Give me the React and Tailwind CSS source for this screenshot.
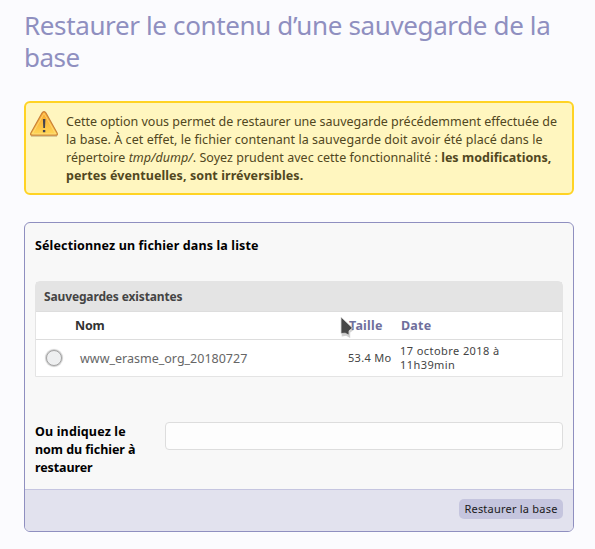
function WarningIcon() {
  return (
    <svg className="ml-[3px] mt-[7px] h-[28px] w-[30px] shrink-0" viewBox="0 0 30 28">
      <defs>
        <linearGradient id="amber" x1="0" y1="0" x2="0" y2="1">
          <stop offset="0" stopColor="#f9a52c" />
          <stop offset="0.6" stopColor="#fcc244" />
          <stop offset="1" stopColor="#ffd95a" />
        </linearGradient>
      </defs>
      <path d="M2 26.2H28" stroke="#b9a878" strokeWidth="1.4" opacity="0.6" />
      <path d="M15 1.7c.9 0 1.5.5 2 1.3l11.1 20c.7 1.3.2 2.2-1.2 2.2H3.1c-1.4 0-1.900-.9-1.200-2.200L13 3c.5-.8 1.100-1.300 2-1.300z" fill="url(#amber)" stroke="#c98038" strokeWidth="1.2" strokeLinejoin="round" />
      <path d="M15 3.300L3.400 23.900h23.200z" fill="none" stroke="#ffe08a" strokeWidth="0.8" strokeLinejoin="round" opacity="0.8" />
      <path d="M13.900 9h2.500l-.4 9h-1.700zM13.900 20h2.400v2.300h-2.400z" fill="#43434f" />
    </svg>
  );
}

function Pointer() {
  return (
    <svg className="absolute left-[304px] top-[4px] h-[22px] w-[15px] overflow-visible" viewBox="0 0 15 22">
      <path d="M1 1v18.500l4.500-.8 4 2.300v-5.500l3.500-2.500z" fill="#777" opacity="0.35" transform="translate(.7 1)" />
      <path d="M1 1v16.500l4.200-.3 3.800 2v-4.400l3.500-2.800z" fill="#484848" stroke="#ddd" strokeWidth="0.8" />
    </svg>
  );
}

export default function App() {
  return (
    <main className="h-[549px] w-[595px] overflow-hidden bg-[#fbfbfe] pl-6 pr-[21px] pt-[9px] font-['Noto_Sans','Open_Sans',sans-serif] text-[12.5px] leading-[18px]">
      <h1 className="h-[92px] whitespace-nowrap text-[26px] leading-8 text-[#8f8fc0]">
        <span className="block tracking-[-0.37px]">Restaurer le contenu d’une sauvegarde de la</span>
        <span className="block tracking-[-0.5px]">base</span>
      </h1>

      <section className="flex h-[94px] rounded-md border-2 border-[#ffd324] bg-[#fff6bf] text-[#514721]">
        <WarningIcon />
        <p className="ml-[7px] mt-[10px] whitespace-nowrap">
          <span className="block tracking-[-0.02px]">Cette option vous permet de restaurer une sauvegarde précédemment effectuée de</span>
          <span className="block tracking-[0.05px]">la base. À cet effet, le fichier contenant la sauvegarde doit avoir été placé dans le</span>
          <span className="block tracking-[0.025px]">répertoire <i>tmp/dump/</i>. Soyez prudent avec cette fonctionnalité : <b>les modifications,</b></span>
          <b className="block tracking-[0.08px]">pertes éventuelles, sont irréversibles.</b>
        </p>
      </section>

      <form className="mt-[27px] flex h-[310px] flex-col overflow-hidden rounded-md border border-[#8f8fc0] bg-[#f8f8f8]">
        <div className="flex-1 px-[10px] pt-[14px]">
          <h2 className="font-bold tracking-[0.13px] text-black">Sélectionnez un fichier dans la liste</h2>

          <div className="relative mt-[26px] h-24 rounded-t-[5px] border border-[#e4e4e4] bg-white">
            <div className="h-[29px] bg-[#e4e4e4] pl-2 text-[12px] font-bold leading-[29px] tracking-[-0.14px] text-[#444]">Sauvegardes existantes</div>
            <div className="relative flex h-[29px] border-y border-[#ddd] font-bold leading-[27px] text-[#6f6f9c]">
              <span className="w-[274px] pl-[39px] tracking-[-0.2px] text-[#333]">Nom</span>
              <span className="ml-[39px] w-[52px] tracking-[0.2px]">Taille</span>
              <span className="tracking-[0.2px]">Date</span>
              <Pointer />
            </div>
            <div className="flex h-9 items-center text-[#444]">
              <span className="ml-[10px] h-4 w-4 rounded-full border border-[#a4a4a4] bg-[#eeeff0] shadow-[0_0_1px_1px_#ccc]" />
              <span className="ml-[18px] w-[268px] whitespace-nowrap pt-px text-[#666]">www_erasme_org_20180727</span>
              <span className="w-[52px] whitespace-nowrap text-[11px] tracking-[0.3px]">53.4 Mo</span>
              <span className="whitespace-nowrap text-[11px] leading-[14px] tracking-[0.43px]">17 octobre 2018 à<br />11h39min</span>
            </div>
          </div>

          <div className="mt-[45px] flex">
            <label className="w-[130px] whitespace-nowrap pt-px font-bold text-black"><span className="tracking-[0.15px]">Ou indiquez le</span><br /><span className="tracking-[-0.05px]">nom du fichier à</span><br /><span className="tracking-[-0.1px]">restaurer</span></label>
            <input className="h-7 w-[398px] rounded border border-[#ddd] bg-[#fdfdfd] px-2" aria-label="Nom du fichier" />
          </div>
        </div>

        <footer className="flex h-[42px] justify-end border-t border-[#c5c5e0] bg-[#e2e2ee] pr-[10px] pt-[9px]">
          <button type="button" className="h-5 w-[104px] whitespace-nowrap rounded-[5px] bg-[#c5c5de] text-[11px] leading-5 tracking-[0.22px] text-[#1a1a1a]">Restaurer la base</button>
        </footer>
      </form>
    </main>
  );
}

Problem
Extract all the data above exactly, excluding every picture.

Solution to this task
Give me the React and Tailwind CSS source for this screenshot.
function WarningIcon() {
  return (
    <svg className="ml-[3px] mt-[7px] h-[28px] w-[30px] shrink-0" viewBox="0 0 30 28">
      <defs>
        <linearGradient id="amber" x1="0" y1="0" x2="0" y2="1">
          <stop offset="0" stopColor="#f9a52c" />
          <stop offset="0.6" stopColor="#fcc244" />
          <stop offset="1" stopColor="#ffd95a" />
        </linearGradient>
      </defs>
      <path d="M2 26.2H28" stroke="#b9a878" strokeWidth="1.4" opacity="0.6" />
      <path d="M15 1.7c.9 0 1.5.5 2 1.3l11.1 20c.7 1.3.2 2.2-1.2 2.2H3.1c-1.4 0-1.900-.9-1.200-2.200L13 3c.5-.8 1.100-1.300 2-1.300z" fill="url(#amber)" stroke="#c98038" strokeWidth="1.2" strokeLinejoin="round" />
      <path d="M15 3.300L3.400 23.900h23.200z" fill="none" stroke="#ffe08a" strokeWidth="0.8" strokeLinejoin="round" opacity="0.8" />
      <path d="M13.900 9h2.500l-.4 9h-1.700zM13.900 20h2.400v2.300h-2.400z" fill="#43434f" />
    </svg>
  );
}

function Pointer() {
  return (
    <svg className="absolute left-[304px] top-[4px] h-[22px] w-[15px] overflow-visible" viewBox="0 0 15 22">
      <path d="M1 1v18.500l4.500-.8 4 2.300v-5.500l3.500-2.500z" fill="#777" opacity="0.35" transform="translate(.7 1)" />
      <path d="M1 1v16.500l4.200-.3 3.800 2v-4.400l3.500-2.800z" fill="#484848" stroke="#ddd" strokeWidth="0.8" />
    </svg>
  );
}

export default function App() {
  return (
    <main className="h-[549px] w-[595px] overflow-hidden bg-[#fbfbfe] pl-6 pr-[21px] pt-[9px] font-['Noto_Sans','Open_Sans',sans-serif] text-[12.5px] leading-[18px]">
      <h1 className="h-[92px] whitespace-nowrap text-[26px] leading-8 text-[#8f8fc0]">
        <span className="block tracking-[-0.37px]">Restaurer le contenu d’une sauvegarde de la</span>
        <span className="block tracking-[-0.5px]">base</span>
      </h1>

      <section className="flex h-[94px] rounded-md border-2 border-[#ffd324] bg-[#fff6bf] text-[#514721]">
        <WarningIcon />
        <p className="ml-[7px] mt-[10px] whitespace-nowrap">
          <span className="block tracking-[-0.02px]">Cette option vous permet de restaurer une sauvegarde précédemment effectuée de</span>
          <span className="block tracking-[0.05px]">la base. À cet effet, le fichier contenant la sauvegarde doit avoir été placé dans le</span>
          <span className="block tracking-[0.025px]">répertoire <i>tmp/dump/</i>. Soyez prudent avec cette fonctionnalité : <b>les modifications,</b></span>
          <b className="block tracking-[0.08px]">pertes éventuelles, sont irréversibles.</b>
        </p>
      </section>

      <form className="mt-[27px] flex h-[310px] flex-col overflow-hidden rounded-md border border-[#8f8fc0] bg-[#f8f8f8]">
        <div className="flex-1 px-[10px] pt-[14px]">
          <h2 className="font-bold tracking-[0.13px] text-black">Sélectionnez un fichier dans la liste</h2>

          <div className="relative mt-[26px] h-24 rounded-t-[5px] border border-[#e4e4e4] bg-white">
            <div className="h-[29px] bg-[#e4e4e4] pl-2 text-[12px] font-bold leading-[29px] tracking-[-0.14px] text-[#444]">Sauvegardes existantes</div>
            <div className="relative flex h-[29px] border-y border-[#ddd] font-bold leading-[27px] text-[#6f6f9c]">
              <span className="w-[274px] pl-[39px] tracking-[-0.2px] text-[#333]">Nom</span>
              <span className="ml-[39px] w-[52px] tracking-[0.2px]">Taille</span>
              <span className="tracking-[0.2px]">Date</span>
              <Pointer />
            </div>
            <div className="flex h-9 items-center text-[#444]">
              <span className="ml-[10px] h-4 w-4 rounded-full border border-[#a4a4a4] bg-[#eeeff0] shadow-[0_0_1px_1px_#ccc]" />
              <span className="ml-[18px] w-[268px] whitespace-nowrap pt-px text-[#666]">www_erasme_org_20180727</span>
              <span className="w-[52px] whitespace-nowrap text-[11px] tracking-[0.3px]">53.4 Mo</span>
              <span className="whitespace-nowrap text-[11px] leading-[14px] tracking-[0.43px]">17 octobre 2018 à<br />11h39min</span>
            </div>
          </div>

          <div className="mt-[45px] flex">
            <label className="w-[130px] whitespace-nowrap pt-px font-bold text-black"><span className="tracking-[0.15px]">Ou indiquez le</span><br /><span className="tracking-[-0.05px]">nom du fichier à</span><br /><span className="tracking-[-0.1px]">restaurer</span></label>
            <input className="h-7 w-[398px] rounded border border-[#ddd] bg-[#fdfdfd] px-2" aria-label="Nom du fichier" />
          </div>
        </div>

        <footer className="flex h-[42px] justify-end border-t border-[#c5c5e0] bg-[#e2e2ee] pr-[10px] pt-[9px]">
          <button type="button" className="h-5 w-[104px] whitespace-nowrap rounded-[5px] bg-[#c5c5de] text-[11px] leading-5 tracking-[0.22px] text-[#1a1a1a]">Restaurer la base</button>
        </footer>
      </form>
    </main>
  );
}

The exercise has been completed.